Admittedly, the vegetarian diet can be beneficial for some individuals. It is true that for people who have health problems, such as high blood pressure, a diet full of vegetables alleviate some of their health issues. However, meat provides people with various nutrients which vegetables and fruits cannot give, allowing the general population to lead a much healthier lifestyle if they do consume meat. More importantly, people’s dietary habits vary across regions: for instance, people living near the Arctic tend to regard meat as their main dish, as vegetables are difficult to grow in that area.
Key:
- The author turns against the original argument in the first sentence after “admittedly” by acknowledging the other side of the argument.
- We know this because “admittedly” signals the turn against, and “however” signals the turn back, which is followed by support for the thesis.
- The thesis would be “a diet containing meat is healthier than a vegetarian diet” or something similar.
- Structurally, this is a fine paragraph, but there is a lack of support for both the turn against and turn back to the thesis. The author would have a stronger argument by including examples of nutrients which cannot be found in fruits and vegetables and also developing the example about people in the Arctic. Currently, it provides little support because it is so brief.
Levels of thinking – understanding the assignment requirements
Look at the two assignment prompts below and answer the questions.
- What are the key verbs in each prompt?
- How do these words help you know how to approach the prompt?
- According to Bloom’s Taxonomy, what level of thinking does the prompt require?
Describe the complete industry value chain for the cereal manufacturing business. What role does each sector (primary, secondary, tertiary) play in getting cereal from farmland to table?
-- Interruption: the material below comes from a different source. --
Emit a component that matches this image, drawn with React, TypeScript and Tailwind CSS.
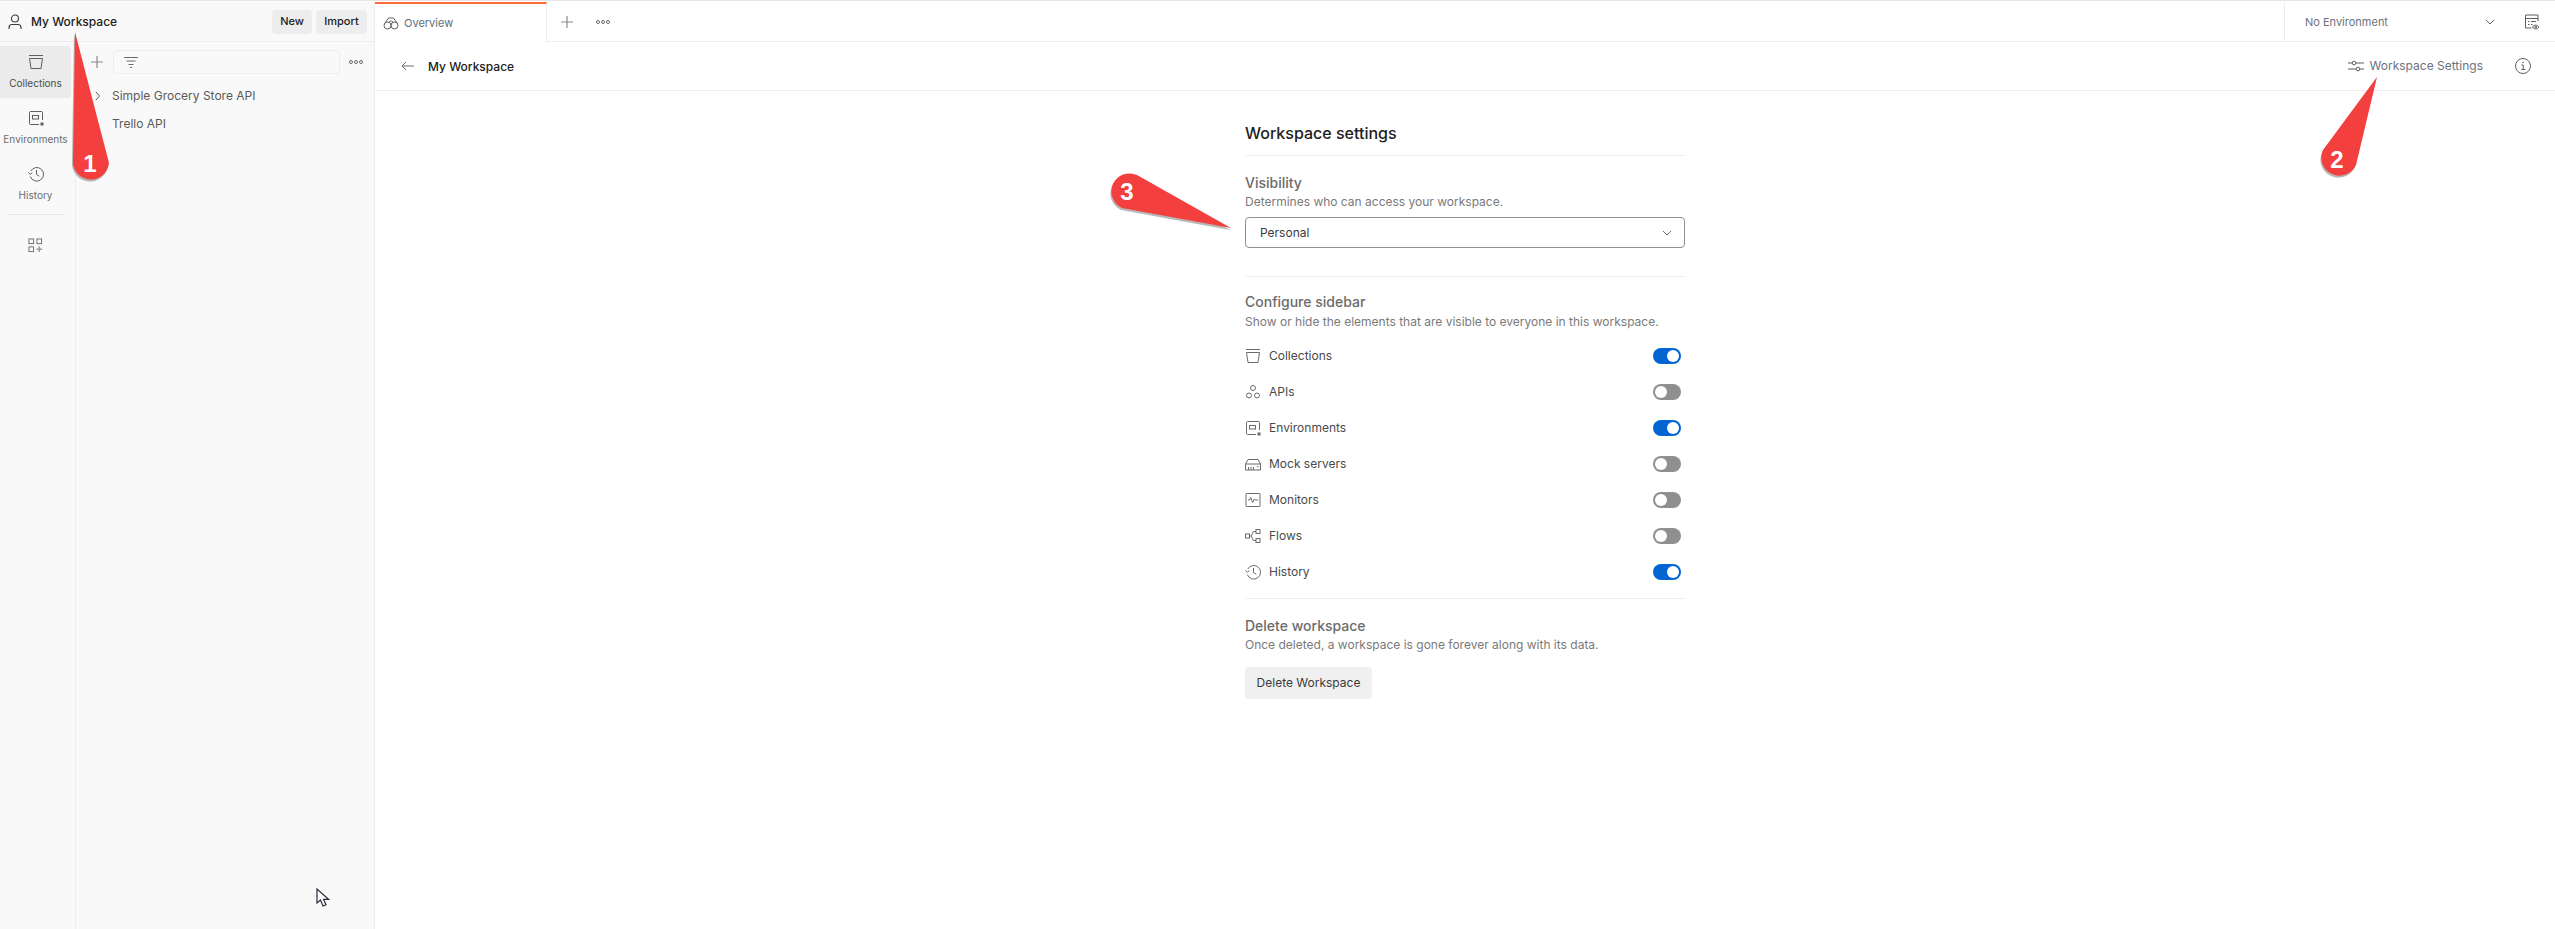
import type { ReactNode } from 'react'

function Icon({ children, className = 'h-4 w-4' }: { children: ReactNode; className?: string }) {
  return (
    <svg viewBox="0 0 16 16" fill="none" stroke="currentColor" strokeWidth="1" className={`shrink-0 ${className}`}>
      {children}
    </svg>
  )
}

const CollectionsGlyph = () => (
  <>
    <path d="M1 1.500h14" />
    <path d="M1.500 4.500h13L13 14.500H3z" />
  </>
)
const EnvironmentsGlyph = () => (
  <>
    <path d="M14.500 10V2.500a1 1 0 0 0-1-1h-11a1 1 0 0 0-1 1v11a1 1 0 0 0 1 1H11" />
    <rect x="4.500" y="5.500" width="6" height="3.500" />
    <rect x="12.500" y="12.500" width="3" height="3" fill="currentColor" stroke="none" />
  </>
)
const HistoryGlyph = () => (
  <>
    <path d="M2.800 5a6.800 6.800 0 1 1-.5 5.500" />
    <path d="M.5 6.300l1.800 2 2-1.600" />
    <path d="M8.500 4V8.500l2.800 1.700" />
  </>
)
const ApisGlyph = () => (
  <>
    <circle cx="8" cy="4" r="2.500" />
    <circle cx="4" cy="11.500" r="2.500" />
    <circle cx="12" cy="11.500" r="2.500" />
  </>
)
const MockGlyph = () => (
  <>
    <path d="M.5 8l2.500-4.500h10L15.500 8v6H.5z" />
    <path d="M.5 8h15" />
    <path d="M3.500 14v-3M6 14v-3M8.500 14v-3" />
    <path d="M12 10.500h1.500" />
  </>
)
const MonitorsGlyph = () => (
  <>
    <rect x="1" y="1.500" width="14" height="13" rx=".5" />
    <path d="M3 8h1.500l1.200-2.500 2 5 1.600-3.500 1 1H13" />
  </>
)
const FlowsGlyph = () => (
  <>
    <rect x=".5" y="6" width="4" height="4" />
    <rect x="11" y="1.500" width="4" height="4" />
    <rect x="11" y="10.500" width="4" height="4" />
    <path d="M4.500 8H6c1.500 0 1-4.500 3-4.500h2M6 8c1.500 0 1 4.500 3 4.500h2" />
  </>
)

function Toggle({ on }: { on: boolean }) {
  return (
    <div className={`flex h-4 w-7 items-center rounded-full px-0.5 ${on ? 'justify-end bg-[#0265d2]' : 'justify-start bg-[#8f8f8f]'}`}>
      <div className="h-3 w-3 rounded-full bg-white" />
    </div>
  )
}

function RailItem({ label, active, children }: { label: string; active?: boolean; children: ReactNode }) {
  return (
    <div className={`flex h-[52px] w-[71px] flex-col items-center justify-center gap-1.5 rounded-r ${active ? 'bg-[#ebebeb] text-[#4a4a4a]' : 'text-[#6b6b6b]'}`}>
      <Icon className="h-4 w-4 text-[#5f5f5f]">{children}</Icon>
      <span className="text-[10px] leading-[14px]">{label}</span>
    </div>
  )
}

const Dots = () => (
  <svg viewBox="0 0 14 4" fill="none" stroke="#6b6b6b" strokeWidth="1" className="h-1 w-3.5">
    <circle cx="2" cy="2" r="1.500" />
    <circle cx="7" cy="2" r="1.500" />
    <circle cx="12" cy="2" r="1.500" />
  </svg>
)

const Plus = () => (
  <svg viewBox="0 0 12 12" stroke="#8a8a8a" strokeWidth="1.200" className="h-3 w-3">
    <path d="M6 0v12M0 6h12" />
  </svg>
)

const rows = [
  { label: 'Collections', on: true, icon: <CollectionsGlyph /> },
  { label: 'APIs', on: false, icon: <ApisGlyph /> },
  { label: 'Environments', on: true, icon: <EnvironmentsGlyph /> },
  { label: 'Mock servers', on: false, icon: <MockGlyph /> },
  { label: 'Monitors', on: false, icon: <MonitorsGlyph /> },
  { label: 'Flows', on: false, icon: <FlowsGlyph /> },
  { label: 'History', on: true, icon: <HistoryGlyph /> },
]

function Pin({ d, x, y, n }: { d: string; x: number; y: number; n: string }) {
  return (
    <>
      <path d={d} fill="#9a9a9a" transform="translate(-1 2)" opacity="0.7" />
      <path d={d} fill="#f43f3f" />
      <text x={x} y={y} textAnchor="middle" fill="#fff" fontSize="24" fontWeight="700" fontFamily="'Liberation Sans', sans-serif">
        {n}
      </text>
    </>
  )
}

export default function App() {
  return (
    <div className="relative flex h-[929px] w-[2555px] flex-col overflow-hidden bg-white font-['Inter',sans-serif] text-xs text-[#3b3b3b]">
      <div className="h-0.5 w-full shrink-0 border-t border-[#e6e6e6]" />
      <div className="flex min-h-0 flex-1">
        {/* left sidebar */}
        <aside className="flex w-[375px] shrink-0 flex-col border-r border-[#ededed] bg-[#f9f9f9]">
          <div className="flex h-[40px] shrink-0 items-center justify-between border-b border-[#ededed] pl-2 pr-[7px]">
            <div className="flex items-center gap-[9px]">
              <svg viewBox="0 0 14 16" fill="none" stroke="#3b3b3b" strokeWidth="1.100" className="h-4 w-[14px]">
                <circle cx="7" cy="4.500" r="3.500" />
                <path d="M1 15v-1.500c0-2 1.500-3 3-3h6c1.500 0 3 1 3 3V15" />
              </svg>
              <span className="text-[12px] font-medium text-[#212121]">My Workspace</span>
            </div>
            <div className="flex gap-1">
              <button className="flex h-6 w-10 items-center justify-center rounded bg-[#ededed] text-[11px] font-medium text-[#212121]">New</button>
              <button className="flex h-6 w-[51px] items-center justify-center rounded bg-[#ededed] text-[11px] font-medium text-[#212121]">Import</button>
            </div>
          </div>
          <div className="flex min-h-0 flex-1">
            <nav className="flex w-[76px] shrink-0 flex-col items-start border-r border-[#ededed] pt-1">
              <RailItem label="Collections" active>
                <CollectionsGlyph />
              </RailItem>
              <div className="mt-1" />
              <RailItem label="Environments">
                <EnvironmentsGlyph />
              </RailItem>
              <div className="mt-1" />
              <RailItem label="History">
                <HistoryGlyph />
              </RailItem>
              <div className="mx-[7px] mt-1 h-px w-14 bg-[#e6e6e6]" />
              <div className="mt-[23px] flex w-[71px] justify-center text-[#6b6b6b]">
                <svg viewBox="0 0 16 16" fill="none" stroke="currentColor" className="h-[15px] w-[15px]">
                  <rect x="1" y="1" width="5" height="5" />
                  <rect x="9.500" y="1" width="5" height="5" />
                  <rect x="1" y="9.500" width="5" height="5" />
                  <path d="M12 9v6M9 12h6" stroke="#9a9a9a" strokeWidth="1.500" />
                </svg>
              </div>
            </nav>
            <div className="min-w-0 flex-1 text-[#5a5a5a]">
              <div className="mt-[8px] flex h-[24px] items-center pl-[15px]">
                <Plus />
                <div className="ml-[10px] flex h-[24px] w-[227px] items-center rounded-sm border border-[#ededed] pl-2.5">
                  <svg viewBox="0 0 14 12" stroke="#6b6b6b" className="h-3 w-[14px]">
                    <path d="M0 1.500h14M2.500 5h9M4.500 8.500h5M6 11.500h2" />
                  </svg>
                </div>
                <div className="ml-[9px]">
                  <Dots />
                </div>
              </div>
              <div className="mt-[8px] flex h-7 items-center text-[12px]">
                <div className="flex w-[35px] justify-center">
                  <svg viewBox="0 0 8 12" fill="none" stroke="#3b3b3b" className="ml-2 h-2.5 w-[7px]">
                    <path d="M2 1l4.500 5L2 11" />
                  </svg>
                </div>
                <span className="ml-px">Simple Grocery Store API</span>
              </div>
              <div className="flex h-7 items-center pl-[36px] text-[12px]">Trello API</div>
            </div>
          </div>
        </aside>

        {/* main area */}
        <main className="flex min-w-0 flex-1 flex-col">
          <div className="flex h-[40px] shrink-0 items-stretch border-b border-[#ededed]">
            <div className="-mb-px flex w-[172px] items-center gap-[5px] border-t-2 border-r border-t-[#ff6c37] border-r-[#ededed] bg-white pl-2 text-[11px] text-[#5f6b7a]">
              <svg viewBox="0 0 16 16" fill="none" stroke="#5f5f5f" className="h-4 w-4">
                <circle cx="4.500" cy="10.500" r="3.500" />
                <circle cx="11.500" cy="10.500" r="3.500" />
                <path d="M2 8l3.500-5h5L14 8M5.500 7.500C7 5.500 9 5.500 10.500 7.500" />
              </svg>
              <span>Overview</span>
            </div>
            <div className="ml-[14px] flex items-center">
              <Plus />
            </div>
            <div className="ml-[23px] flex items-center">
              <Dots />
            </div>
            <div className="ml-auto flex w-[271px] items-center border-l border-[#ededed] pl-[20px] text-[#6b7280]">
              <span className="translate-y-px text-[11px]">No Environment</span>
              <svg viewBox="0 0 10 6" fill="none" stroke="#5f5f5f" className="ml-[97px] h-1.5 w-2.5">
                <path d="M1 1l4 4 4-4" />
              </svg>
              <svg viewBox="0 0 16 16" fill="none" stroke="#5f5f5f" className="ml-[29px] h-4 w-4">
                <path d="M14 7V1H1.500v13h6" />
                <path d="M1.500 4.500H14M4 7.500h1.500M7 7.500h5M4 10.500h1.500M7 10.500h1.500" />
                <path d="M8.500 13c1.500-2.500 5-2.500 6.500 0-1.500 2.500-5 2.500-6.500 0z" />
                <circle cx="11.800" cy="13" r="1" />
              </svg>
            </div>
          </div>
          <div className="flex h-[49px] shrink-0 items-center justify-between border-b border-[#ededed] pb-px pl-[26px] pr-[24px]">
            <div className="flex items-center gap-[14px]">
              <svg viewBox="0 0 13 10" fill="none" stroke="#6b6b6b" className="h-2.5 w-[13px]">
                <path d="M13 5H1M5 1L1 5l4 4" />
              </svg>
              <span className="translate-y-px text-[12px] font-medium text-[#212121]">My Workspace</span>
            </div>
            <div className="flex items-center">
              <svg viewBox="0 0 16 12" fill="none" stroke="#5f5f5f" className="h-3 w-4">
                <path d="M0 3h4M8 3h8M0 9h8M12 9h4" />
                <circle cx="6" cy="3" r="1.800" />
                <circle cx="10" cy="9" r="1.800" />
              </svg>
              <span className="ml-1.5 text-[12px] text-[#6b7280]">Workspace Settings</span>
              <svg viewBox="0 0 16 16" fill="none" stroke="#5f5f5f" className="ml-[32px] h-4 w-4">
                <circle cx="8" cy="8" r="7.500" />
                <path d="M6.500 7H8.200v4.500M6.300 11.500h4" />
                <circle cx="8" cy="4.500" r=".8" fill="#5f5f5f" stroke="none" />
              </svg>
            </div>
          </div>

          <section className="mx-auto w-[440px] pt-[32px]">
            <h1 className="text-[16px] font-medium leading-5 text-[#212121]">Workspace settings</h1>
            <div className="mt-[12px] h-px bg-[#ededed]" />
            <h2 className="mt-[18px] text-[14px] font-medium leading-[18px] text-[#6b6b6b]">Visibility</h2>
            <p className="mt-[2px] text-[12px] leading-4 text-[#7a7a7a]">Determines who can access your workspace.</p>
            <div className="mt-[7px] flex h-[31px] items-center justify-between rounded border border-[#8f8f8f] pl-[14px] pr-[12px] text-[#3b3b3b]">
              <span>Personal</span>
              <svg viewBox="0 0 10 6" fill="none" stroke="#6b6b6b" className="h-1.5 w-2.5">
                <path d="M1 1l4 4 4-4" />
              </svg>
            </div>
            <div className="mt-[28px] h-px bg-[#ededed]" />
            <h2 className="mt-[16px] text-[14px] font-medium leading-[18px] text-[#6b6b6b]">Configure sidebar</h2>
            <p className="mt-[3px] text-[12px] leading-4 text-[#7a7a7a]">Show or hide the elements that are visible to everyone in this workspace.</p>
            <div className="mt-[8px]">
              {rows.map((row) => (
                <div key={row.label} className="flex h-9 items-center pr-1">
                  <Icon className="h-4 w-4 text-[#6b6b6b]">{row.icon}</Icon>
                  <span className="ml-2 text-[#4a4a4a]">{row.label}</span>
                  <div className="ml-auto">
                    <Toggle on={row.on} />
                  </div>
                </div>
              ))}
            </div>
            <div className="mt-[8px] h-px bg-[#ededed]" />
            <h2 className="mt-[18px] text-[14px] font-medium leading-[18px] text-[#6b6b6b]">Delete workspace</h2>
            <p className="mt-[2px] text-[12px] leading-4 text-[#7a7a7a]">Once deleted, a workspace is gone forever along with its data.</p>
            <button className="mt-[14px] h-8 w-[127px] rounded bg-[#f0f0f0] text-[12px] text-[#3b3b3b]">Delete Workspace</button>
          </section>
        </main>
      </div>

      {/* annotations on top of the screenshot */}
      <svg className="pointer-events-none absolute inset-0" width="2555" height="929" viewBox="0 0 2555 929">
        <Pin d="M75 32L109 163A18 18 0 0 1 73 160Z" x={90} y={172} n="1" />
        <Pin d="M2377 77L2356 165A18 18 0 1 1 2323 150Z" x={2337} y={168} n="2" />
        <Pin d="M1231 228L1122 208A18 18 0 1 1 1137 175Z" x={1127} y={200} n="3" />
      </svg>
      <svg className="pointer-events-none absolute left-[316px] top-[888px]" width="14" height="20" viewBox="0 0 14 20" fill="#fff" stroke="#2b2b3b" strokeWidth="1.200">
        <path d="M1 1v14l3.500-3 2.500 6 3-1.200-2.500-5.500H12.500z" />
      </svg>
    </div>
  )
}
Identify one of Company X’s strengths, weaknesses, opportunities, or threats. Then, make a persuasive argument for how that factor will make the biggest impact on the firm’s success.
Key: The key verb in the first prompt is “describe”, and requires a student to provide a description of the cereal manufacturing process. “Describe” falls under the lowest category of Bloom’s Taxonomy. This prompt does not require more than a basic and descriptive response. In the second prompt, the keywords are “identify” and “make a persuasive argument”. Like “describe”, “identify” falls under the lowest level, but this prompt also requires students to “persuade”, which is the highest level of Bloom’s Taxonomy. In this case, writing a counterargument could be part of persuading.
Transition words
Look at the paragraphs below, which are in response to the prompt: Describe the complete industry value chain for the cereal manufacturing business. What role does each sector (primary, secondary, tertiary) play in getting cereal from farmland to table?
Both paragraphs contain the same content but they have different transition words. Look at the words in red in each paragraph. As a whole, which paragraph has a better flow?
Key: The second paragraph is stronger overall. This is because there are more advanced transitions used. In the first paragraph, the use of “first” is very basic, whereas “In order to do this” connects connects refers back to “provides the raw materials” with the use of “this”. Similarly, use of “second” is very basic while “after harvest” connects back to the sentence before it. In that same sentence, it is not necessary to list the grains, as is done in the first paragraph. Using “these” grains is a clear substitute. When comparing “also” and “as for the packaging”, the later provides a nice transition to the next topic—packaging. In the last sentence, it is not necessary list the names of all the products again, “products” will do.
Grammar, Word Choice and Writing Concisely
Rewrite the sentences below to make them clear, concise, and grammatically correct.
- Katarina should talk to managers to shape their ideas to understand if these changes have to happen and what is probably going to happen after these changes and what is missing from the plan.
- By analyzing the case we can know that workforce planning possibly can make the biggest impact on Company X’s success.
- The flat organizational structure in Company X enables employees to communicate with management directly, helping the task distribution and feedback become more precisely and efficiently.
- The old operating system is not able to supply data that is well-organized to employees, so they cannot accurately foresee and make precise preparations to the problems.
- From the SWOT analysis, it can clearly be seen that Company X’s strengths are the way its supply chain is efficient and it how loyal it’s suppliers are.
Key: Possible answers.
- She should get the management’s opinion to determine whether the changes are necessary, the potential results of the changes and what the plan lacks.
- Workforce planning can have the greatest impact on Company X’s success.
- Company X’s flat organizational structure enables direct communication, helps task distribution and allows for precise and efficient feedback.
- The old operating system fails to supply well-organized data to employees, which doesn’t allow for accurate forecasting and anticipation of problems.
- The SWOT analysis shows that Company X’s strengths are its efficient supply chain and supplier loyalty.